# [DIRECTIONS]
List all the lines in these records that hold "this".

# [DATA TO USE]

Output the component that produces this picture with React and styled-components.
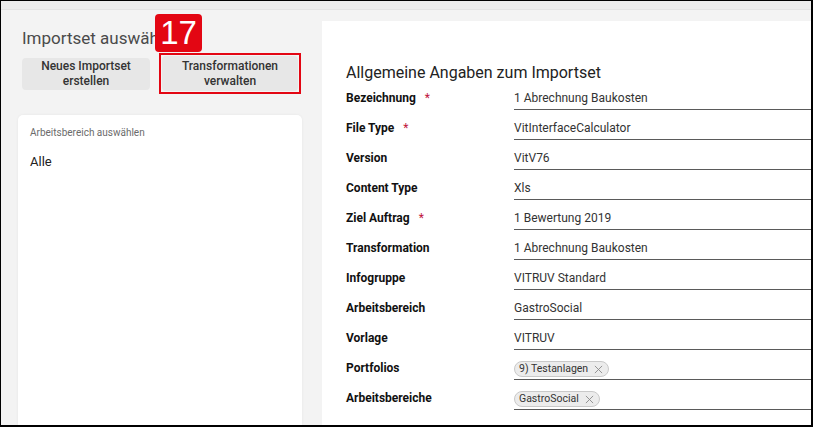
==
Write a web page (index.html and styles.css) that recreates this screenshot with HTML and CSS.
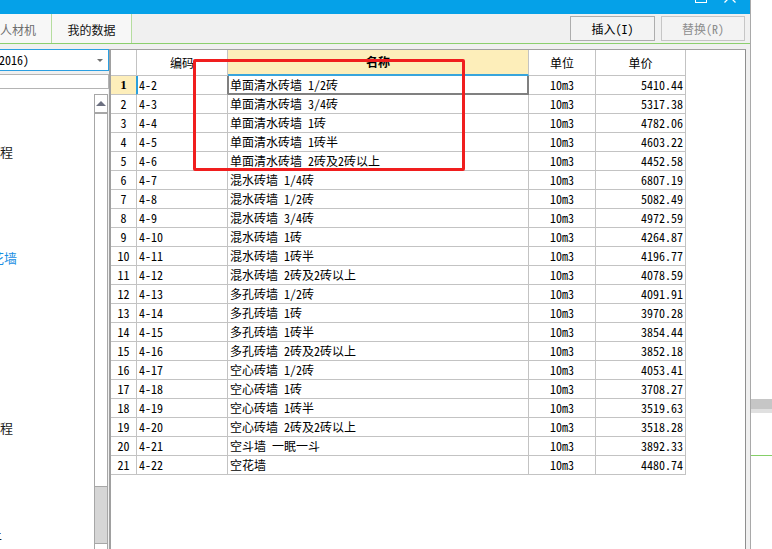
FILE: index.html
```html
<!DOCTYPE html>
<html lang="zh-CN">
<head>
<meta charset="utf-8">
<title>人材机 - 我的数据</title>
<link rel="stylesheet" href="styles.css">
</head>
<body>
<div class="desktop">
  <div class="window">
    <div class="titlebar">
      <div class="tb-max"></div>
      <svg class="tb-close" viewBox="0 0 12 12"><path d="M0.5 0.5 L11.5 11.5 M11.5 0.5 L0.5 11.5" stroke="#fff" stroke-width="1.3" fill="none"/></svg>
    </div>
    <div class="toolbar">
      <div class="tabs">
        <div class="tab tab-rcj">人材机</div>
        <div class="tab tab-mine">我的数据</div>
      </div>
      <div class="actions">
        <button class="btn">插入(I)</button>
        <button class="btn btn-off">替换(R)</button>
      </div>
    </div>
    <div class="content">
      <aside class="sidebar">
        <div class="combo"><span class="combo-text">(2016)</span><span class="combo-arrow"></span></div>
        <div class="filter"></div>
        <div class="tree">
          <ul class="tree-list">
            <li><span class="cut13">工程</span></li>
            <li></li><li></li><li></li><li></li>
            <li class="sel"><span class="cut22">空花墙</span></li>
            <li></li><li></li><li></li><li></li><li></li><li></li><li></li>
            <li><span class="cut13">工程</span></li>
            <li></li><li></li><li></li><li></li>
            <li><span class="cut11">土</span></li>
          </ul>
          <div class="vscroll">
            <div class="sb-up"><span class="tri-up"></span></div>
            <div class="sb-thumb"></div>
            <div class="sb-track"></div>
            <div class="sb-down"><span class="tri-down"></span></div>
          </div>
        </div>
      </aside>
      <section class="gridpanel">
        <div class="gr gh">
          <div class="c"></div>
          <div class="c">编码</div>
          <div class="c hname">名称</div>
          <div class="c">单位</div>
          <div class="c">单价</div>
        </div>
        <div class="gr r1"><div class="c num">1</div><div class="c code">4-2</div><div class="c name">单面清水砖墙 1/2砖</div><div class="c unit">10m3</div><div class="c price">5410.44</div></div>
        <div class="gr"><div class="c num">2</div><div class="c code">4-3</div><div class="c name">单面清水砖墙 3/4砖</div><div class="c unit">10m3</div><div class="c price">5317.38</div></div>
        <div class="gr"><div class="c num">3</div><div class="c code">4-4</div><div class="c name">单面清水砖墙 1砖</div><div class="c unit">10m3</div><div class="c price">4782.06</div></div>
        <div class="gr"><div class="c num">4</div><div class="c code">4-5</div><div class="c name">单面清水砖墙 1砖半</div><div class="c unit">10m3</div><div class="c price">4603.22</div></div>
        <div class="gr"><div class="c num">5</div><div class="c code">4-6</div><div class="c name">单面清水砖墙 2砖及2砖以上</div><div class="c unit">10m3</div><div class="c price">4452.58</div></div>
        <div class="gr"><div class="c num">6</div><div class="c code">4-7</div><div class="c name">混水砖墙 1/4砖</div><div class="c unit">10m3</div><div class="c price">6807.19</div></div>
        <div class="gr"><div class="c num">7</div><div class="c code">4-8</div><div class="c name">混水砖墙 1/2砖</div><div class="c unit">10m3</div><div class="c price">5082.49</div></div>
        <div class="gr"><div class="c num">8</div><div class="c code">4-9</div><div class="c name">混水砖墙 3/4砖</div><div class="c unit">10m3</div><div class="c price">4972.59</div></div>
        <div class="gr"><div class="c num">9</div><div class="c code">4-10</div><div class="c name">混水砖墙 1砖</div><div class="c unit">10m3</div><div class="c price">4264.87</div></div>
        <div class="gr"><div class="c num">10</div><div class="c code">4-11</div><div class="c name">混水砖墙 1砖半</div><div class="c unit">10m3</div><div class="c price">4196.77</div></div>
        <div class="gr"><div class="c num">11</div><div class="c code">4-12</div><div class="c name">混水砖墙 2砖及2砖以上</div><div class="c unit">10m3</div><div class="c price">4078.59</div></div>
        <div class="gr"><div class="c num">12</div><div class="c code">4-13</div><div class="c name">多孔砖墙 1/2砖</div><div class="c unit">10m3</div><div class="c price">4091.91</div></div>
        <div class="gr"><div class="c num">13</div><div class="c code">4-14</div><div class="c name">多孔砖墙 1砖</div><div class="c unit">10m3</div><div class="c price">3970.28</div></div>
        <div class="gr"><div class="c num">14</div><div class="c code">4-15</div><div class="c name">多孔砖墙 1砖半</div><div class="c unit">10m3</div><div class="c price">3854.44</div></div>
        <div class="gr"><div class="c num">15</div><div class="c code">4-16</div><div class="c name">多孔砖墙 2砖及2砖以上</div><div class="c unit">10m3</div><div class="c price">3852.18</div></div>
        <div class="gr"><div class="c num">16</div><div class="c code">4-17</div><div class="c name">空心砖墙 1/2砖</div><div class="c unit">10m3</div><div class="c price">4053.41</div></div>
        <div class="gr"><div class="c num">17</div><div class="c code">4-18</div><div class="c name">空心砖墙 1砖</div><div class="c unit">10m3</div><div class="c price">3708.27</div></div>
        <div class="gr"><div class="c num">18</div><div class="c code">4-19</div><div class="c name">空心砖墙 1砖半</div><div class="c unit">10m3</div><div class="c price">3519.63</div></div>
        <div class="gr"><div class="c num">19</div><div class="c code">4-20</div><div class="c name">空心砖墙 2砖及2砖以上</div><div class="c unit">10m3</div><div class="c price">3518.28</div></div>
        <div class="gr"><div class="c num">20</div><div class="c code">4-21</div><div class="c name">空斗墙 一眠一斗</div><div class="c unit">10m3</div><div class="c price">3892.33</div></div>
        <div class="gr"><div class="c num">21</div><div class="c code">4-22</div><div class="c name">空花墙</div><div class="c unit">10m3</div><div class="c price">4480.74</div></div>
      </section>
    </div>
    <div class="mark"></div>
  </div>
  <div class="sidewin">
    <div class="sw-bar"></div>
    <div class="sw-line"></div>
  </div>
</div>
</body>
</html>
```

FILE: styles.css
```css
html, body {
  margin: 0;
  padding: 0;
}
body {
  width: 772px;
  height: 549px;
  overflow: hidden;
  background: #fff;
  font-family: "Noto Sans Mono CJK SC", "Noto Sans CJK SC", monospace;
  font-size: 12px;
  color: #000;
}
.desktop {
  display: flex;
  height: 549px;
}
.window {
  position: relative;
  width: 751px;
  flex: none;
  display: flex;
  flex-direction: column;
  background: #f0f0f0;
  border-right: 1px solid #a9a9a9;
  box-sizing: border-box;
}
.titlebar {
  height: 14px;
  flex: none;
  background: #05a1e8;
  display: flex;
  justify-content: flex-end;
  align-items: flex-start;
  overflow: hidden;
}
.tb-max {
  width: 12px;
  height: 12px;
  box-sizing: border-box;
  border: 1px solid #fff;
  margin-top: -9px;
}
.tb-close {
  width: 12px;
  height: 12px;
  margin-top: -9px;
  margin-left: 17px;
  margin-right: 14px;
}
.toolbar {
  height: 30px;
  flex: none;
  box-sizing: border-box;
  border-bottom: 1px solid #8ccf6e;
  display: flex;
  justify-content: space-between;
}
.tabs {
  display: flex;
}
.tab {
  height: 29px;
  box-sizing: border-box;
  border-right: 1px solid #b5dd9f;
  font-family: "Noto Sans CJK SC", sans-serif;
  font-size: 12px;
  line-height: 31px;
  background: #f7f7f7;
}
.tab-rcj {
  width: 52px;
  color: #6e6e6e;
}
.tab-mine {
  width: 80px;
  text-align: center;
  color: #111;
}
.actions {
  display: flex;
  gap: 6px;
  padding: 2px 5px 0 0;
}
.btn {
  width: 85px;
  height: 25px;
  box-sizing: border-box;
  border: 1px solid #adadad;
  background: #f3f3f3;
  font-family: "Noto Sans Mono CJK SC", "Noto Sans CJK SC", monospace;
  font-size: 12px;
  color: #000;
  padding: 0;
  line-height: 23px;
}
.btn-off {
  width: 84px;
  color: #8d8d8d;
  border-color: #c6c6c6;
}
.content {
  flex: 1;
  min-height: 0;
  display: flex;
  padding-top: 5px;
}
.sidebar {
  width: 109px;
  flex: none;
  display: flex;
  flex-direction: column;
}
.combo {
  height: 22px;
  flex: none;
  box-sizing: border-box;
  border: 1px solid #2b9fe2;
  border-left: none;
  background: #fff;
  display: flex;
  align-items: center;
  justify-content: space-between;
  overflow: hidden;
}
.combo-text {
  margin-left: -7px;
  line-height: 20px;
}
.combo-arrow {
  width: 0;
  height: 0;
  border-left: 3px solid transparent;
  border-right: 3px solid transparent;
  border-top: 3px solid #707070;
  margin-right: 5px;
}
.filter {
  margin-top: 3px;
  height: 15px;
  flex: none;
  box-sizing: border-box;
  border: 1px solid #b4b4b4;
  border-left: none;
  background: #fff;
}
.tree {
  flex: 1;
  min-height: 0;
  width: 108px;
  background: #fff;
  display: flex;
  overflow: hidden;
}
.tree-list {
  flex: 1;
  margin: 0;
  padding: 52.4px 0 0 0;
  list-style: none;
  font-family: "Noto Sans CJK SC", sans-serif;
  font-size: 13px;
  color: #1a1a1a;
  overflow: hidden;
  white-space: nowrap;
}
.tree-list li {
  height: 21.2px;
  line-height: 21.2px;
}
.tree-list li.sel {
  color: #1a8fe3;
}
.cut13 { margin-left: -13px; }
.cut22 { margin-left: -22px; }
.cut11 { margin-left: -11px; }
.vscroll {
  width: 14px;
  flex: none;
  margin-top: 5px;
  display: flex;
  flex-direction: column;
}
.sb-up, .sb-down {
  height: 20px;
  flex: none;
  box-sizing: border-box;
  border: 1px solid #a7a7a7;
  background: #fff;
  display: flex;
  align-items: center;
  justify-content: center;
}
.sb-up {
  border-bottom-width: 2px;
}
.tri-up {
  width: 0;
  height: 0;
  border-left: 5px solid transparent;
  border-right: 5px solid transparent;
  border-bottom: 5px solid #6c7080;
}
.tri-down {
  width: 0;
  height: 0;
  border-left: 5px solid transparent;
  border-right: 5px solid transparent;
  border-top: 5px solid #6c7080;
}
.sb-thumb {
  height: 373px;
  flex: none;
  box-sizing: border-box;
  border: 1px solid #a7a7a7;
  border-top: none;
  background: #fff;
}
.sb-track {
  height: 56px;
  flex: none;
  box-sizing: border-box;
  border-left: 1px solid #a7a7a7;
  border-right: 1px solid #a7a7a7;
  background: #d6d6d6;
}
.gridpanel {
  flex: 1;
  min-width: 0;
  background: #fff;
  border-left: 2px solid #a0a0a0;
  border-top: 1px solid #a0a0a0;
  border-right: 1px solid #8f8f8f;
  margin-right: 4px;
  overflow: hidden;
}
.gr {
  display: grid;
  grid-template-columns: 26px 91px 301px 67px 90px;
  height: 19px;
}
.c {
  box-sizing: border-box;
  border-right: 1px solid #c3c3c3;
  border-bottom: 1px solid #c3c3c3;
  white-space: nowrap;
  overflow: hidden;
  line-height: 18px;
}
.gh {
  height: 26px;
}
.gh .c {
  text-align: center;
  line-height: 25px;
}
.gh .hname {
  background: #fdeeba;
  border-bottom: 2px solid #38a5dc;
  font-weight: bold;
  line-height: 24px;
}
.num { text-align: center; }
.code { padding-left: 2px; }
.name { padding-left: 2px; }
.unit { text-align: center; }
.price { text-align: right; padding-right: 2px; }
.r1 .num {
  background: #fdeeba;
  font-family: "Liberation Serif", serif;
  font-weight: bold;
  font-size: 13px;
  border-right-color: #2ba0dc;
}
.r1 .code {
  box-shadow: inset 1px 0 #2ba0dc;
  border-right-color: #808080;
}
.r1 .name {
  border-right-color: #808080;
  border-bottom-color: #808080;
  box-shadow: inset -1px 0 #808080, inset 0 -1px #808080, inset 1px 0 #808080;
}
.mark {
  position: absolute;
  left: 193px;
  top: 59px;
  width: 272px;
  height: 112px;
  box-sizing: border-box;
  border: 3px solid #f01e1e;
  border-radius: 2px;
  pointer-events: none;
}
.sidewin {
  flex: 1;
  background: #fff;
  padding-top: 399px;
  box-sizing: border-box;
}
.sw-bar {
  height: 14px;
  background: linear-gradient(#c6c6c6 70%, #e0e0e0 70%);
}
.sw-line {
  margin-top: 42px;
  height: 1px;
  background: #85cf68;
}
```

# [TASK ANSWER]
Output the component that produces this picture with React and styled-components.
Write a web page (index.html and styles.css) that recreates this screenshot with HTML and CSS.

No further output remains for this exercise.